* Start *

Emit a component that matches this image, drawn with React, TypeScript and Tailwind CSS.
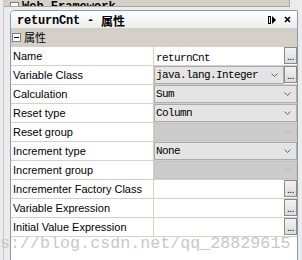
import React from 'react';

type Row = {
  label: string;
  kind: 'text' | 'combo' | 'disabled' | 'empty';
  value?: string;
  dots?: boolean;
};

const rows: Row[] = [
  { label: 'Name', kind: 'text', value: 'returnCnt', dots: true },
  { label: 'Variable Class', kind: 'combo', value: 'java.lang.Integer', dots: true },
  { label: 'Calculation', kind: 'combo', value: 'Sum' },
  { label: 'Reset type', kind: 'combo', value: 'Column' },
  { label: 'Reset group', kind: 'disabled' },
  { label: 'Increment type', kind: 'combo', value: 'None' },
  { label: 'Increment group', kind: 'disabled' },
  { label: 'Incrementer Factory Class', kind: 'empty', dots: true },
  { label: 'Variable Expression', kind: 'empty', dots: true },
  { label: 'Initial Value Expression', kind: 'empty', dots: true },
];

const Chevron = ({ light }: { light?: boolean }) => (
  <svg width="7" height="5" viewBox="0 0 7 5" className="shrink-0">
    <polyline points="0.5,0.5 3.5,3.5 6.5,0.5" fill="none" stroke={light ? '#b4b4b4' : '#606060'} strokeWidth="1" />
  </svg>
);

const DotsButton = () => (
  <div className="w-[13px] h-[17px] shrink-0 bg-gradient-to-b from-[#f2f2f2] to-[#dcdcdc] border border-[#8a8a8a] flex items-end justify-center leading-none">
    <span className="text-[10px] text-black font-['Liberation_Sans'] pb-[1px] tracking-[-0.5px]">...</span>
  </div>
);

const ValueCell = ({ row }: { row: Row }) => {
  const mono = "font-['Liberation_Mono',monospace] text-[11px] tracking-[-0.6px] text-black";
  if (row.kind === 'combo') {
    return (
      <div className="flex h-full">
        <div className="flex-1 h-full flex items-center justify-between bg-[#e4e4e4] border border-[#acacac] pl-[1px] pr-[5px]">
          <span className={mono}>{row.value}</span>
          <Chevron />
        </div>
        {row.dots && <DotsButton />}
      </div>
    );
  }
  if (row.kind === 'disabled') {
    return (
      <div className="h-full flex items-center justify-end bg-[#cccccc] border border-[#c4c4c4] pr-[5px]">
        <Chevron light />
      </div>
    );
  }
  return (
    <div className="h-full flex items-start justify-between">
      <span className={`${mono} pl-[2px] pt-[3px]`}>{row.value ?? ''}</span>
      {row.dots && <DotsButton />}
    </div>
  );
};

export default function App() {
  return (
    <div className="relative w-[302px] h-[260px] overflow-hidden bg-[#ececec] font-['Liberation_Sans',sans-serif]">
      <div className="flex h-full">
        <div className="w-[3px] shrink-0" />
        <div className="w-[1px] shrink-0 bg-[#c8c8c8]" />
        <div className="flex-1 flex flex-col">
          {/* remains of the view above */}
          <div className="h-[7px] w-[286px] bg-[#d4d0c8] border-b border-[#aca899] border-r overflow-hidden flex items-end pl-[6px] gap-[3px]">
            <div className="w-[9px] h-[9px] border border-[#808080] bg-white mb-[-5px] shrink-0" />
            <span className="text-[12px] font-bold font-['Liberation_Mono',monospace] leading-none mb-[-7px]">Web Framework</span>
          </div>
          <div className="h-[3px]" />

          <div className="ml-[6px] w-[288px] flex-1 border border-b-0 border-[#7f9db9] rounded-tl-[5px] rounded-tr-[2px] bg-white flex flex-col">
            {/* title bar */}
            <div className="h-[17px] flex items-center justify-between bg-gradient-to-b from-[#ffffff] to-[#ededed] rounded-tl-[4px] pl-[6px] pr-[6px]">
              <div className="flex items-center leading-none pt-[2px]">
                <span className="font-['Liberation_Mono',monospace] font-bold text-[12px] tracking-[-0.2px] whitespace-pre">returnCnt - </span>
                <span className="font-['Noto_Sans_CJK_SC',sans-serif] font-bold text-[12px]">属性</span>
              </div>
              <div className="flex items-center gap-[8px]">
                <svg width="8" height="8" viewBox="0 0 8 8">
                  <rect x="0.5" y="0.5" width="2" height="7" fill="none" stroke="#000" strokeWidth="1" />
                  <polygon points="4,0 8,4 4,8" fill="#000" />
                </svg>
                <svg width="7" height="7" viewBox="0 0 7 7">
                  <path d="M1 1 L6 6 M6 1 L1 6" stroke="#000" strokeWidth="1.6" />
                </svg>
              </div>
            </div>

            {/* category band */}
            <div className="h-[19px] bg-[#d4d0c8] flex items-center pl-[1px] gap-[3px]">
              <div className="w-[9px] h-[9px] border border-[#808080] bg-white flex items-center justify-center">
                <div className="w-[5px] h-[1px] bg-black" />
              </div>
              <span className="font-['Noto_Sans_CJK_SC',sans-serif] text-[11px] leading-none">属性</span>
            </div>

            {rows.map((row) => (
              <div key={row.label} className="flex h-[19px] border-b border-[#d4d0c8]">
                <div className="w-[143px] shrink-0 border-r border-[#d4d0c8] pl-[2px] flex items-center text-[11px] text-black whitespace-nowrap">
                  {row.label}
                </div>
                <div className="flex-1">
                  <ValueCell row={row} />
                </div>
              </div>
            ))}

            <div className="flex flex-1">
              <div className="w-[143px] shrink-0" />
              <div className="flex-1" />
            </div>
          </div>
        </div>
      </div>

      {/* watermark */}
      <div className="absolute left-0 top-[236px] font-['Liberation_Mono',monospace] text-[16.7px] text-[#c8c8c8] leading-none whitespace-nowrap pointer-events-none">
        s://blog.csdn.net/qq_28829615
      </div>
    </div>
  );
}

* End *

## What you should do
Transcribe the material as is, with images omitted.

## Solved exercise
Emit a component that matches this image, drawn with React, TypeScript and Tailwind CSS.
import React from 'react';

type Row = {
  label: string;
  kind: 'text' | 'combo' | 'disabled' | 'empty';
  value?: string;
  dots?: boolean;
};

const rows: Row[] = [
  { label: 'Name', kind: 'text', value: 'returnCnt', dots: true },
  { label: 'Variable Class', kind: 'combo', value: 'java.lang.Integer', dots: true },
  { label: 'Calculation', kind: 'combo', value: 'Sum' },
  { label: 'Reset type', kind: 'combo', value: 'Column' },
  { label: 'Reset group', kind: 'disabled' },
  { label: 'Increment type', kind: 'combo', value: 'None' },
  { label: 'Increment group', kind: 'disabled' },
  { label: 'Incrementer Factory Class', kind: 'empty', dots: true },
  { label: 'Variable Expression', kind: 'empty', dots: true },
  { label: 'Initial Value Expression', kind: 'empty', dots: true },
];

const Chevron = ({ light }: { light?: boolean }) => (
  <svg width="7" height="5" viewBox="0 0 7 5" className="shrink-0">
    <polyline points="0.5,0.5 3.5,3.5 6.5,0.5" fill="none" stroke={light ? '#b4b4b4' : '#606060'} strokeWidth="1" />
  </svg>
);

const DotsButton = () => (
  <div className="w-[13px] h-[17px] shrink-0 bg-gradient-to-b from-[#f2f2f2] to-[#dcdcdc] border border-[#8a8a8a] flex items-end justify-center leading-none">
    <span className="text-[10px] text-black font-['Liberation_Sans'] pb-[1px] tracking-[-0.5px]">...</span>
  </div>
);

const ValueCell = ({ row }: { row: Row }) => {
  const mono = "font-['Liberation_Mono',monospace] text-[11px] tracking-[-0.6px] text-black";
  if (row.kind === 'combo') {
    return (
      <div className="flex h-full">
        <div className="flex-1 h-full flex items-center justify-between bg-[#e4e4e4] border border-[#acacac] pl-[1px] pr-[5px]">
          <span className={mono}>{row.value}</span>
          <Chevron />
        </div>
        {row.dots && <DotsButton />}
      </div>
    );
  }
  if (row.kind === 'disabled') {
    return (
      <div className="h-full flex items-center justify-end bg-[#cccccc] border border-[#c4c4c4] pr-[5px]">
        <Chevron light />
      </div>
    );
  }
  return (
    <div className="h-full flex items-start justify-between">
      <span className={`${mono} pl-[2px] pt-[3px]`}>{row.value ?? ''}</span>
      {row.dots && <DotsButton />}
    </div>
  );
};

export default function App() {
  return (
    <div className="relative w-[302px] h-[260px] overflow-hidden bg-[#ececec] font-['Liberation_Sans',sans-serif]">
      <div className="flex h-full">
        <div className="w-[3px] shrink-0" />
        <div className="w-[1px] shrink-0 bg-[#c8c8c8]" />
        <div className="flex-1 flex flex-col">
          {/* remains of the view above */}
          <div className="h-[7px] w-[286px] bg-[#d4d0c8] border-b border-[#aca899] border-r overflow-hidden flex items-end pl-[6px] gap-[3px]">
            <div className="w-[9px] h-[9px] border border-[#808080] bg-white mb-[-5px] shrink-0" />
            <span className="text-[12px] font-bold font-['Liberation_Mono',monospace] leading-none mb-[-7px]">Web Framework</span>
          </div>
          <div className="h-[3px]" />

          <div className="ml-[6px] w-[288px] flex-1 border border-b-0 border-[#7f9db9] rounded-tl-[5px] rounded-tr-[2px] bg-white flex flex-col">
            {/* title bar */}
            <div className="h-[17px] flex items-center justify-between bg-gradient-to-b from-[#ffffff] to-[#ededed] rounded-tl-[4px] pl-[6px] pr-[6px]">
              <div className="flex items-center leading-none pt-[2px]">
                <span className="font-['Liberation_Mono',monospace] font-bold text-[12px] tracking-[-0.2px] whitespace-pre">returnCnt - </span>
                <span className="font-['Noto_Sans_CJK_SC',sans-serif] font-bold text-[12px]">属性</span>
              </div>
              <div className="flex items-center gap-[8px]">
                <svg width="8" height="8" viewBox="0 0 8 8">
                  <rect x="0.5" y="0.5" width="2" height="7" fill="none" stroke="#000" strokeWidth="1" />
                  <polygon points="4,0 8,4 4,8" fill="#000" />
                </svg>
                <svg width="7" height="7" viewBox="0 0 7 7">
                  <path d="M1 1 L6 6 M6 1 L1 6" stroke="#000" strokeWidth="1.6" />
                </svg>
              </div>
            </div>

            {/* category band */}
            <div className="h-[19px] bg-[#d4d0c8] flex items-center pl-[1px] gap-[3px]">
              <div className="w-[9px] h-[9px] border border-[#808080] bg-white flex items-center justify-center">
                <div className="w-[5px] h-[1px] bg-black" />
              </div>
              <span className="font-['Noto_Sans_CJK_SC',sans-serif] text-[11px] leading-none">属性</span>
            </div>

            {rows.map((row) => (
              <div key={row.label} className="flex h-[19px] border-b border-[#d4d0c8]">
                <div className="w-[143px] shrink-0 border-r border-[#d4d0c8] pl-[2px] flex items-center text-[11px] text-black whitespace-nowrap">
                  {row.label}
                </div>
                <div className="flex-1">
                  <ValueCell row={row} />
                </div>
              </div>
            ))}

            <div className="flex flex-1">
              <div className="w-[143px] shrink-0" />
              <div className="flex-1" />
            </div>
          </div>
        </div>
      </div>

      {/* watermark */}
      <div className="absolute left-0 top-[236px] font-['Liberation_Mono',monospace] text-[16.7px] text-[#c8c8c8] leading-none whitespace-nowrap pointer-events-none">
        s://blog.csdn.net/qq_28829615
      </div>
    </div>
  );
}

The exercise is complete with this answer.